Records for this exercise:
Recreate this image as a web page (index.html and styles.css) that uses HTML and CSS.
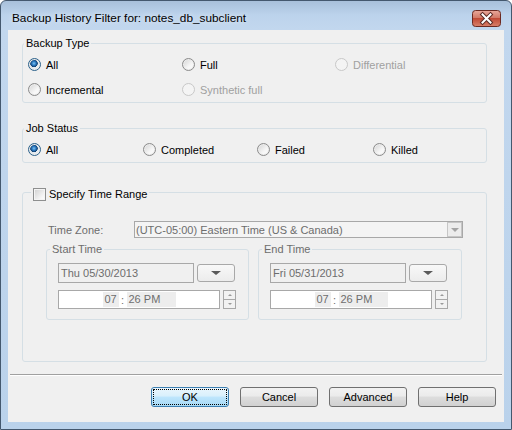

---

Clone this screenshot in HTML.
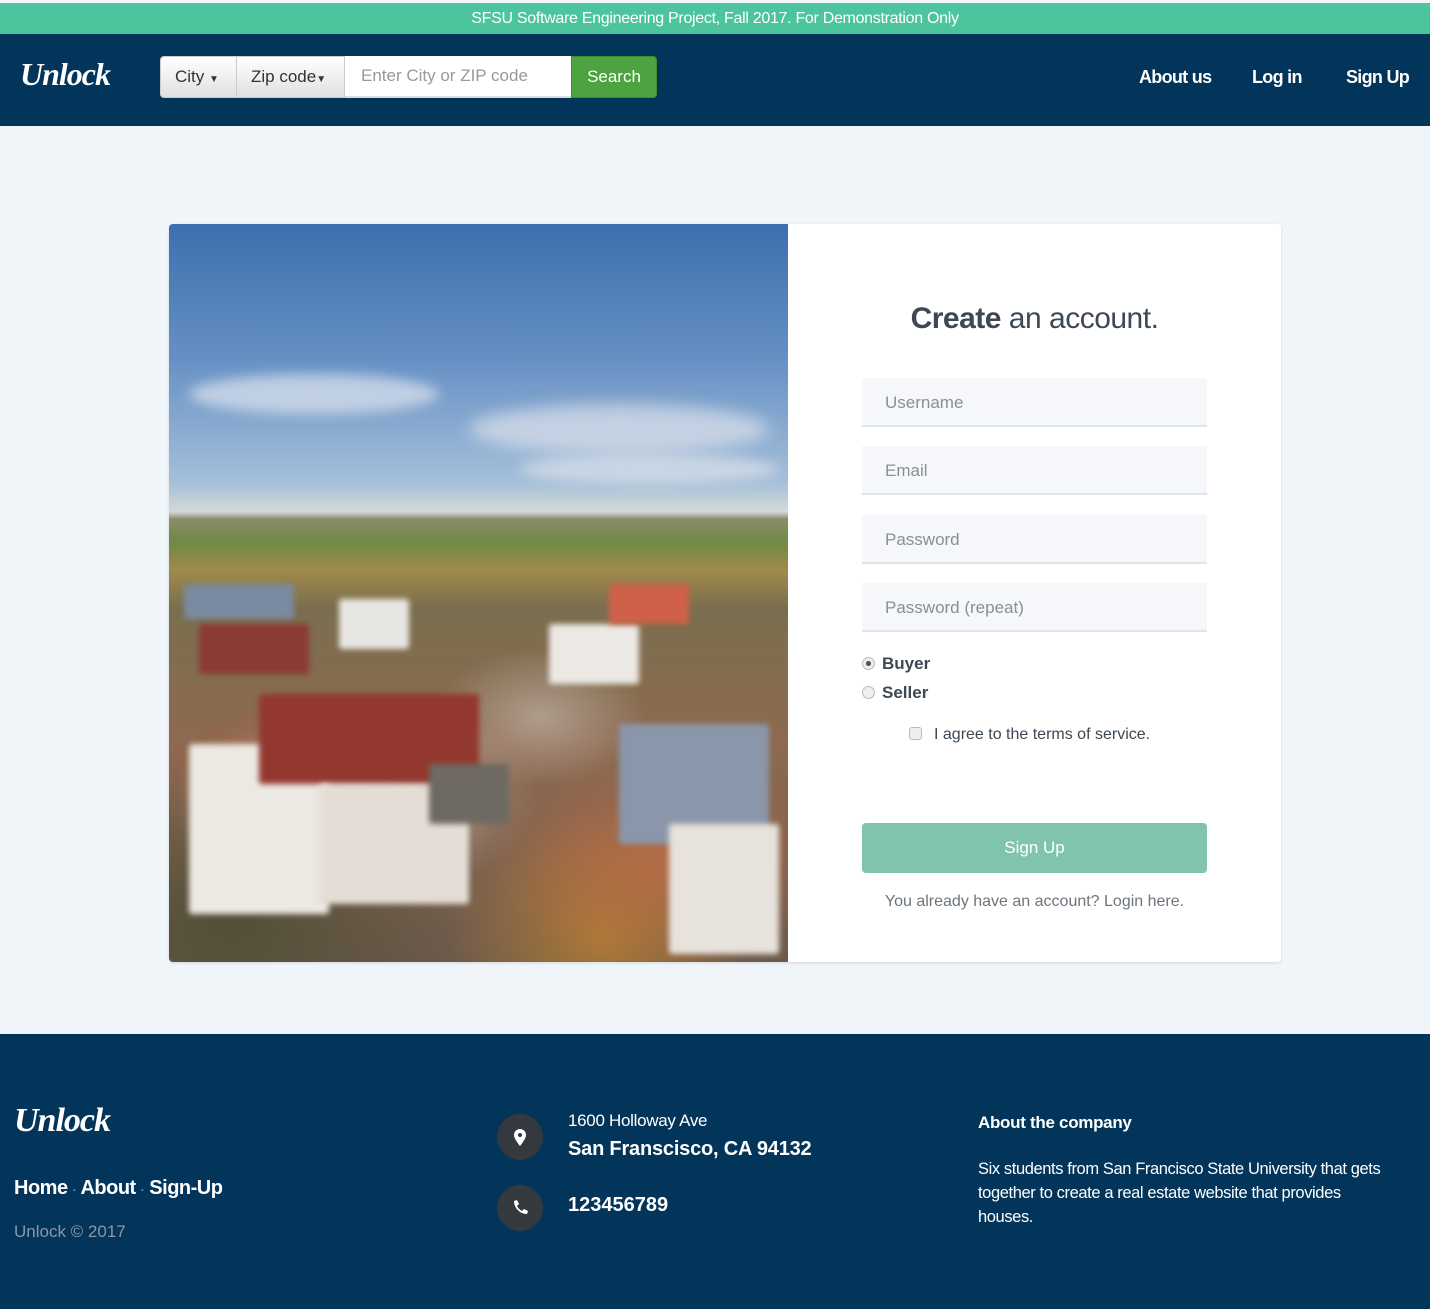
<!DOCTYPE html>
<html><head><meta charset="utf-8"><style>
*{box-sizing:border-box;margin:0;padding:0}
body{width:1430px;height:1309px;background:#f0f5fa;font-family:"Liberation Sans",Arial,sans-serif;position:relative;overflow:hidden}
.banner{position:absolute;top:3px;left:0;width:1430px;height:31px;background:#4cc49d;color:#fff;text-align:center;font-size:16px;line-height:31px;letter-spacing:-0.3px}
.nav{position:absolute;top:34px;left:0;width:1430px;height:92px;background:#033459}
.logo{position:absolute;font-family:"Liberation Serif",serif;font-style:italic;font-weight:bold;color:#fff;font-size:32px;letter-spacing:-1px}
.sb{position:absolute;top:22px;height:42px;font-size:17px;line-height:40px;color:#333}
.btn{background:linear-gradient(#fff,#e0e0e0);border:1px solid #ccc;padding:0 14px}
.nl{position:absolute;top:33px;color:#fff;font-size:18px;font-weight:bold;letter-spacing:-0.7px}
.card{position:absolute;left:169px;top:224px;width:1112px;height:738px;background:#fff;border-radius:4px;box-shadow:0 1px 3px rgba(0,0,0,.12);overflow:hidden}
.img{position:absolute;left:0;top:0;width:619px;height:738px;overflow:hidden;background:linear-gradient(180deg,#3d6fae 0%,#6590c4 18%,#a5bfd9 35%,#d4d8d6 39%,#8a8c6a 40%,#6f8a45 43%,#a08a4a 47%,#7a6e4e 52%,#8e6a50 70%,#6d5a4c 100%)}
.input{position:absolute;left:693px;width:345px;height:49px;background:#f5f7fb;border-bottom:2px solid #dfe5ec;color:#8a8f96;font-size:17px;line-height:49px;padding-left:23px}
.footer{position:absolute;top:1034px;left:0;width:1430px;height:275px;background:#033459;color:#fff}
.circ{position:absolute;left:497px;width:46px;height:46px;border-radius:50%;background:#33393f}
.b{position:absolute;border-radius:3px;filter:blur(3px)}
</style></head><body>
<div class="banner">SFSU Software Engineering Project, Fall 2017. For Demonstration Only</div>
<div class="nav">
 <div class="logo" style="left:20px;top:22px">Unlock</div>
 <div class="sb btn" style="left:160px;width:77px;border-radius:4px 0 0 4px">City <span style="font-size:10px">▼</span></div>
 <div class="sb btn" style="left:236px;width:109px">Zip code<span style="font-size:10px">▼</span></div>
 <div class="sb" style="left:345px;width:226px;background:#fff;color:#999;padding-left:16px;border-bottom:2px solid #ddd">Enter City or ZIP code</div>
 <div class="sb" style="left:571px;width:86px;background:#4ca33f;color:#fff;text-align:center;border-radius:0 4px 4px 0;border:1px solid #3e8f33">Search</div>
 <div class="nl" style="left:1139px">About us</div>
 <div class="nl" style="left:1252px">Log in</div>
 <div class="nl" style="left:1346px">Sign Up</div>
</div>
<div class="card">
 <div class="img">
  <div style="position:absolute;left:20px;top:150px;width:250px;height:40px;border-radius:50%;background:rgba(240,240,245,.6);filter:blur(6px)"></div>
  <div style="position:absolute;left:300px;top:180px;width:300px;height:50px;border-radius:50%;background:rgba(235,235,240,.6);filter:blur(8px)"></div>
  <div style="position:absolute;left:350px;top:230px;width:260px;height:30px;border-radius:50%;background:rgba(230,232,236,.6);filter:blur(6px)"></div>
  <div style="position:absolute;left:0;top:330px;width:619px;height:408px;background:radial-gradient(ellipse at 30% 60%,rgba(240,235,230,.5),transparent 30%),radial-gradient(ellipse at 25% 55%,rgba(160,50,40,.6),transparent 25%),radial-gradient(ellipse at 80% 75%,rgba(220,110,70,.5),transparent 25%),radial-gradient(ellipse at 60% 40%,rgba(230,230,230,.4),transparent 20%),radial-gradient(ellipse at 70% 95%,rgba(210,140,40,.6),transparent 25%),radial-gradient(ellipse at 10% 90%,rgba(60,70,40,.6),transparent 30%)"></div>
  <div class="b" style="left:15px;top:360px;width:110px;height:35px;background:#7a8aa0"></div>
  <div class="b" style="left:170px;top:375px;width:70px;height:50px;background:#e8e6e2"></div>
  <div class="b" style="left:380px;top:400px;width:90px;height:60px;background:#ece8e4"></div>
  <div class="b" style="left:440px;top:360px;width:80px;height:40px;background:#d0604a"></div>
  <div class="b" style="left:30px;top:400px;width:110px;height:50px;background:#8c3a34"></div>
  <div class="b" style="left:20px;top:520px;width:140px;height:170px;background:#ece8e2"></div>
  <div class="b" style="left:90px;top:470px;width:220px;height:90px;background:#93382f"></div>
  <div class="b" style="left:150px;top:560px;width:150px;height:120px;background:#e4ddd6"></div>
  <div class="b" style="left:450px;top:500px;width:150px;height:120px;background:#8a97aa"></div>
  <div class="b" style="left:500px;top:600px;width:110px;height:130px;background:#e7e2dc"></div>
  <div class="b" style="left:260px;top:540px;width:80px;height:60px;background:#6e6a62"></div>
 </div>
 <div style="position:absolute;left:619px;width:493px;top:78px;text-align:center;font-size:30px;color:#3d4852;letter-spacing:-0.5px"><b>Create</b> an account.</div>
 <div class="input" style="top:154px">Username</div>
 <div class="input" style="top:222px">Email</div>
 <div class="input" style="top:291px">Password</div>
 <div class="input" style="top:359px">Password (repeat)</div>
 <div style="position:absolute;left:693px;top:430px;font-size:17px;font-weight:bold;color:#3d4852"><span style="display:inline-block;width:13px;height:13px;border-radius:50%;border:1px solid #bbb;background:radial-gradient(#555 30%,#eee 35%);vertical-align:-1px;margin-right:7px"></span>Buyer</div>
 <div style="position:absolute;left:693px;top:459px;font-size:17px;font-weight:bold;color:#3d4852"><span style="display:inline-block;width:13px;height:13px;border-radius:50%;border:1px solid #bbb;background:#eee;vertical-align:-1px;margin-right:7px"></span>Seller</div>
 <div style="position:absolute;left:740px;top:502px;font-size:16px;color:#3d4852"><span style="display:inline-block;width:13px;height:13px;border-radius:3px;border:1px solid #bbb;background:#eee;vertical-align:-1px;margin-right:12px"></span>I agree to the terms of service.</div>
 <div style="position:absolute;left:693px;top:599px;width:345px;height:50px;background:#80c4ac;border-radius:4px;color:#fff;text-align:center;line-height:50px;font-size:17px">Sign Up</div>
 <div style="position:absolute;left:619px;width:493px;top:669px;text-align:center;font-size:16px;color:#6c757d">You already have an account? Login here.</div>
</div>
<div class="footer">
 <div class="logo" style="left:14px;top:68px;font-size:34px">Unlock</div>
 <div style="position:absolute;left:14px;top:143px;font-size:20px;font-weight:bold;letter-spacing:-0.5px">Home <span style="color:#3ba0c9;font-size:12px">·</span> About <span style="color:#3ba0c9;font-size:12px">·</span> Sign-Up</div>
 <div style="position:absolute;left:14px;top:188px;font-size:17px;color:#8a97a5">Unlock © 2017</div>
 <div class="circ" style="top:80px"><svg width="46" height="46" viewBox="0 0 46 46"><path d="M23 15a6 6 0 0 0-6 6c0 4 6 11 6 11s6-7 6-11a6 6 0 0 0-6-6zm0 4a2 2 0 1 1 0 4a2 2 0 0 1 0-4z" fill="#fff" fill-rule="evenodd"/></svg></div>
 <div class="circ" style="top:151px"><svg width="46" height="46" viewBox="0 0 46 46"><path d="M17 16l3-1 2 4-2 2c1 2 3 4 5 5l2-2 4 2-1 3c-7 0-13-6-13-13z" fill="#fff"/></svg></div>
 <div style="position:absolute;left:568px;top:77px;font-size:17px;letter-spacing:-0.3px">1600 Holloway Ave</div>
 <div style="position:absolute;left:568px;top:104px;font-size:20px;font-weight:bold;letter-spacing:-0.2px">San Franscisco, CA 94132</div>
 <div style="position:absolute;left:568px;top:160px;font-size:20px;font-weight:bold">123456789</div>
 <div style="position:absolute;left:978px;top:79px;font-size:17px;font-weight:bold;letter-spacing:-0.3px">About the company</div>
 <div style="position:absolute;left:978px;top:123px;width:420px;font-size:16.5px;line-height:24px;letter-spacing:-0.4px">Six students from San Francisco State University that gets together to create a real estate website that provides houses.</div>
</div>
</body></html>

---

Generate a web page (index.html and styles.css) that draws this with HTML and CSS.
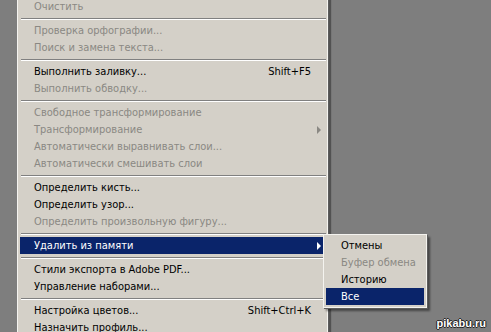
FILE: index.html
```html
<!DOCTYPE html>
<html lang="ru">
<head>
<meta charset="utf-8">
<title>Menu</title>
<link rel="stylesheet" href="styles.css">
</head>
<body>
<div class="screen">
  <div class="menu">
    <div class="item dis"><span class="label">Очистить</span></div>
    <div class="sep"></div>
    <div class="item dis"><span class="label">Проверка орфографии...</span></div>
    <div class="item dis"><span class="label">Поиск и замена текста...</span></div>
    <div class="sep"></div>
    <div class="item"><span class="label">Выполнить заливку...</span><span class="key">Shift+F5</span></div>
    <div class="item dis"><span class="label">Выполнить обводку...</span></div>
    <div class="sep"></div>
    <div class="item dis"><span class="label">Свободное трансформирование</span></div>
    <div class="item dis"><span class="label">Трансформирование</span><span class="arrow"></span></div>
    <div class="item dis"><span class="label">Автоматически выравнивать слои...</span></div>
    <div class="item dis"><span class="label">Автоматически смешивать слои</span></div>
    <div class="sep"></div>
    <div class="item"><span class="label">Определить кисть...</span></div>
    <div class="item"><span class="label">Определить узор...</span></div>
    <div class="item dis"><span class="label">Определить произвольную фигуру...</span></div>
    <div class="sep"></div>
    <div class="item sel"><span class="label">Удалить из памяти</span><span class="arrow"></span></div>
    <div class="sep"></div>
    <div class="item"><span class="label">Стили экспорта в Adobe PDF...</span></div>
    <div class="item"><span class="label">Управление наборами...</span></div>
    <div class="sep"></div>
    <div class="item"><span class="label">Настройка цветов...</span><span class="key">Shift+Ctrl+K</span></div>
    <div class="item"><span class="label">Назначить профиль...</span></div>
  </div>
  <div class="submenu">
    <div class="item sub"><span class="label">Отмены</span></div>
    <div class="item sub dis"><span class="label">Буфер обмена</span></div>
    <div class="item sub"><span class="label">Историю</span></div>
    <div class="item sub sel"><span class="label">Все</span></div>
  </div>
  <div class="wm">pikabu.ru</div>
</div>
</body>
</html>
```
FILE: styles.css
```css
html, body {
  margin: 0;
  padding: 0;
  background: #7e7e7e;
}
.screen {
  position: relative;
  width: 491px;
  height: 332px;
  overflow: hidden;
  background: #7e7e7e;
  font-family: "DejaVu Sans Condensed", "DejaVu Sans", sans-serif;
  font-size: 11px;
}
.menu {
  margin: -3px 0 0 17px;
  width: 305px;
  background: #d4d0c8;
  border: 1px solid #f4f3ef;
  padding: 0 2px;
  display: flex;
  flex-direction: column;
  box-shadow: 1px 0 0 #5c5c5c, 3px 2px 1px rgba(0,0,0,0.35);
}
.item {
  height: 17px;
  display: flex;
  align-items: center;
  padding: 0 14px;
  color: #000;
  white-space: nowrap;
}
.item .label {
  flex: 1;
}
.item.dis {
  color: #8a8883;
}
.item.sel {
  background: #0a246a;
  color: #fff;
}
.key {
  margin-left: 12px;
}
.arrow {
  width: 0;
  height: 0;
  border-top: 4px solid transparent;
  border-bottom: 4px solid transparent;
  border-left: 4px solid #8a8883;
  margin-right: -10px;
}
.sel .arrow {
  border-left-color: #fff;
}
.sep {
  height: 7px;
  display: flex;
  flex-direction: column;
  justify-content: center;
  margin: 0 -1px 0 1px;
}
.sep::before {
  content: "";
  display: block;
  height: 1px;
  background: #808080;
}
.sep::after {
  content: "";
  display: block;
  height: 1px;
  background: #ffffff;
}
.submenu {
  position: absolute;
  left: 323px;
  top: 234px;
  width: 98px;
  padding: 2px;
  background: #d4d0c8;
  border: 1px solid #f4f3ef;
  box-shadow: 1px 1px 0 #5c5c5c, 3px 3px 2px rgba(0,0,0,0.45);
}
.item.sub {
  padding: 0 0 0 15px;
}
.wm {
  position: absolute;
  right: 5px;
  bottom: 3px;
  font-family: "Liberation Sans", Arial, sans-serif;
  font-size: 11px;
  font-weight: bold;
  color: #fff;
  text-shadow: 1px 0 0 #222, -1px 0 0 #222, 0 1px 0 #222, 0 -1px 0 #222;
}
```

Stated exercise:
In the entries above, find every line with the word "styles" and list it.

Result:
Recreate this image as a web page (index.html and styles.css) that uses HTML and CSS.
Generate a web page (index.html and styles.css) that draws this with HTML and CSS.
<link rel="stylesheet" href="styles.css">
FILE: styles.css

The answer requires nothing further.